The Bank Securities Association is challenging the widely held view that most of the growth in bank-managed mutual funds is coming from reorganizations of trust assets.
The trade group, based in California, has unveiled a study showing that sales of bank-managed stock and bond funds totaled $16.3 billion last year, while trust conversions totaled just $2.8 billion.
82% from Sales
That means sales made up 82% of the 19.9 billion in money that, according to the association, flowed into bank-managed stock and bond funds last year from sources other than asset appreciation and capital gains.
Trust conversions accounted for 14% of the total, with bulk transfers of assets and other sources of new money making up the remaining 4%.
The amount of new money flowing into bank-managed mutual funds rose 20% in 1993, from $16.5 billion in 1992, according to the survey.
Sales totaled $11.2 billion in 1992, or 68% of the inflow, while trust conversions came to $4.6 billion, or 28%, the survey found.
The findings should dispel the idea that banks are doing a poor job moving the mutual funds they manage, said Joel Rosenthal, president of Strategic Insight, New York, a consulting firm that conducted the survey with Money Marketing Initiatives, Morristown, N.J.
"Banks are selling mutual funds. It is not all conversations," Mr. Rosenthal said.
The distinction between asset conversions and actual sales is important because "making a conversion is no-brainer," said Joy Montgomery, president of Money Marketing Initiatives.
The Bank Securities Association, a forum for banks in the mutual fund group, based its findings on data gathered from 53 of the 105 U.S. banks that managed mutual funds last year.
Together, these 53 banks managed $166.6 billion in fund assets at the end of 1993, roughly three-quarters of the $219.2 billion in fund assets managed by all U.S. banks. The figures include money market mutual funds as well as a stock and bond funds.
The survey covered a wide range of topics, including profitability, fund structure and pricing, and sales efforts.

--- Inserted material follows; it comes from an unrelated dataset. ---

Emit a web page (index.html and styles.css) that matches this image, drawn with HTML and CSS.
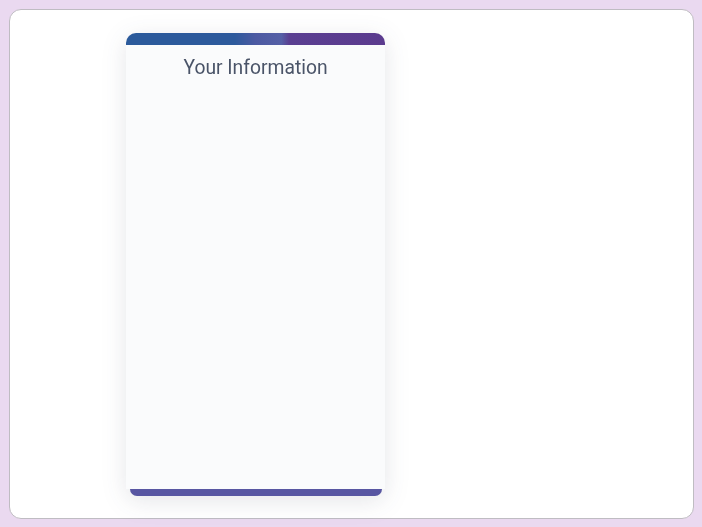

In other key findings, the survey found that equity funds were the top sellers in 1993, drawing $7.4 billion in assets. That's more than triple the $2.2 billion of equity funds sold in 1992.
Additionally, 86% of survey participants said they made money managing mutual funds in 1993, and expect to do so again in 1994. And 21% said proprietary mutual funds are contributing $10 million or more to the bottom lines of their banks.

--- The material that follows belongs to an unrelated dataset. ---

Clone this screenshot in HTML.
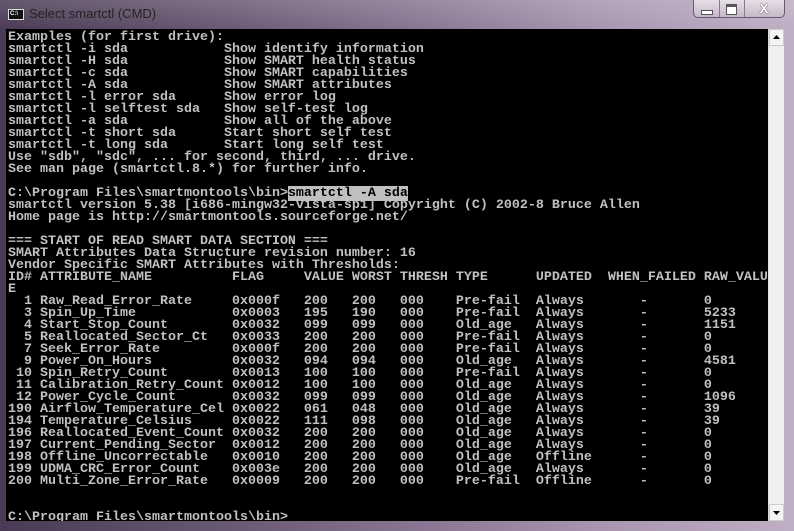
<!DOCTYPE html>
<html><head><meta charset="utf-8"><style>
html,body{margin:0;padding:0;width:794px;height:531px;overflow:hidden;background:#6a5670}
.frame{position:absolute;left:0;top:0;width:794px;height:531px;background:linear-gradient(90deg,#4a3a55 0%,#6b5a74 30%,#8c7894 55%,#a894ae 75%,#bfaec4 100%)}
.tb{position:absolute;left:0;top:0;width:794px;height:30px;background:linear-gradient(180deg,rgba(255,255,255,.15),rgba(255,255,255,0))}
.ico{position:absolute;left:8px;top:9px;width:16px;height:11px;background:#111;border:1px solid #ddd;box-sizing:border-box;color:#fff;font:bold 6px "Liberation Sans",sans-serif;line-height:9px;padding-left:1px}
.title{position:absolute;left:29px;top:6px;font:13px "Liberation Sans",sans-serif;color:#222}
.btns{position:absolute;left:693px;top:0;width:92px;height:18px;border:1px solid #6a5a70;border-top:none;border-radius:0 0 5px 5px;background:linear-gradient(180deg,#e8dfe9,#c5b7c8);box-sizing:border-box}
.btns div{position:absolute;top:0;height:17px;border-right:1px solid #8a7a8f}
.con{position:absolute;left:6px;top:29px;width:762px;height:492px;background:#000;overflow:hidden}
pre{margin:0;position:absolute;left:2px;top:3px;font-family:"Liberation Mono",monospace;font-weight:bold;font-size:13.33px;line-height:12px;color:#c0c0c0}
.hl{background:#c0c0c0;color:#000}
.sb{position:absolute;left:768px;top:29px;width:16px;height:492px;background:#f0f0f0;border-left:1px solid #ddd;box-sizing:border-box}
.ar{position:absolute;left:0;width:15px;height:17px;background:#f4f4f4;border:1px solid #ccc;box-sizing:border-box}
</style></head><body>
<div class="frame"></div><div class="tb"></div>
<div class="ico">C:\</div>
<div class="title">Select smartctl (CMD)</div>
<div class="btns"><div style="left:0;width:25px"><span style="position:absolute;left:7px;top:10px;width:10px;height:3px;background:#fff;border:1px solid #555"></span></div><div style="left:25px;width:25px"><span style="position:absolute;left:7px;top:4px;width:9px;height:7px;border:1px solid #555;border-top:3px solid #555;background:#fff"></span></div><div style="left:50px;width:40px;border:none;text-align:center;font:bold 13px 'Liberation Sans',sans-serif;color:#fff;text-shadow:0 0 1px #333,0 0 1px #333;line-height:17px">X</div></div>
<div class="con"><pre>Examples (for first drive):
smartctl -i sda            Show identify information
smartctl -H sda            Show SMART health status
smartctl -c sda            Show SMART capabilities
smartctl -A sda            Show SMART attributes
smartctl -l error sda      Show error log
smartctl -l selftest sda   Show self-test log
smartctl -a sda            Show all of the above
smartctl -t short sda      Start short self test
smartctl -t long sda       Start long self test
Use "sdb", "sdc", ... for second, third, ... drive.
See man page (smartctl.8.*) for further info.

C:\Program Files\smartmontools\bin&gt;<span class="hl">smartctl -A sda</span>
smartctl version 5.38 [i686-mingw32-vista-sp1] Copyright (C) 2002-8 Bruce Allen
Home page is http://smartmontools.sourceforge.net/

=== START OF READ SMART DATA SECTION ===
SMART Attributes Data Structure revision number: 16
Vendor Specific SMART Attributes with Thresholds:
ID# ATTRIBUTE_NAME          FLAG     VALUE WORST THRESH TYPE      UPDATED  WHEN_FAILED RAW_VALU
E
  1 Raw_Read_Error_Rate     0x000f   200   200   000    Pre-fail  Always       -       0
  3 Spin_Up_Time            0x0003   195   190   000    Pre-fail  Always       -       5233
  4 Start_Stop_Count        0x0032   099   099   000    Old_age   Always       -       1151
  5 Reallocated_Sector_Ct   0x0033   200   200   000    Pre-fail  Always       -       0
  7 Seek_Error_Rate         0x000f   200   200   000    Pre-fail  Always       -       0
  9 Power_On_Hours          0x0032   094   094   000    Old_age   Always       -       4581
 10 Spin_Retry_Count        0x0013   100   100   000    Pre-fail  Always       -       0
 11 Calibration_Retry_Count 0x0012   100   100   000    Old_age   Always       -       0
 12 Power_Cycle_Count       0x0032   099   099   000    Old_age   Always       -       1096
190 Airflow_Temperature_Cel 0x0022   061   048   000    Old_age   Always       -       39
194 Temperature_Celsius     0x0022   111   098   000    Old_age   Always       -       39
196 Reallocated_Event_Count 0x0032   200   200   000    Old_age   Always       -       0
197 Current_Pending_Sector  0x0012   200   200   000    Old_age   Always       -       0
198 Offline_Uncorrectable   0x0010   200   200   000    Old_age   Offline      -       0
199 UDMA_CRC_Error_Count    0x003e   200   200   000    Old_age   Always       -       0
200 Multi_Zone_Error_Rate   0x0009   200   200   000    Pre-fail  Offline      -       0


C:\Program Files\smartmontools\bin&gt;</pre></div>
<div class="sb">
<div class="ar" style="top:0"><svg width="13" height="15"><path d="M3 9 L6.5 5 L10 9 Z" fill="#000"/></svg></div>
<div class="ar" style="bottom:0"><svg width="13" height="15"><path d="M3 6 L6.5 10 L10 6 Z" fill="#000"/></svg></div>
</div>
</body></html>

Although Ms. Montgomery emphasized that the survey did not probe for details on where the profits are coming from, she said that this findings provides a counterweight to the "industry" myth that nobody is making money in these things. At least for this group, that is not the case."
Price Changes Considered
The survey also found that more than 80% of participants are planning or considering changes cin their proprietary fund pricing. For instance, 56% of those surveyed said they may or will add a bank-end sales load option to their mutual funds.
People involved with the survey said the association may decide to make it an annual event. The association's president said he was pleased with the first effort.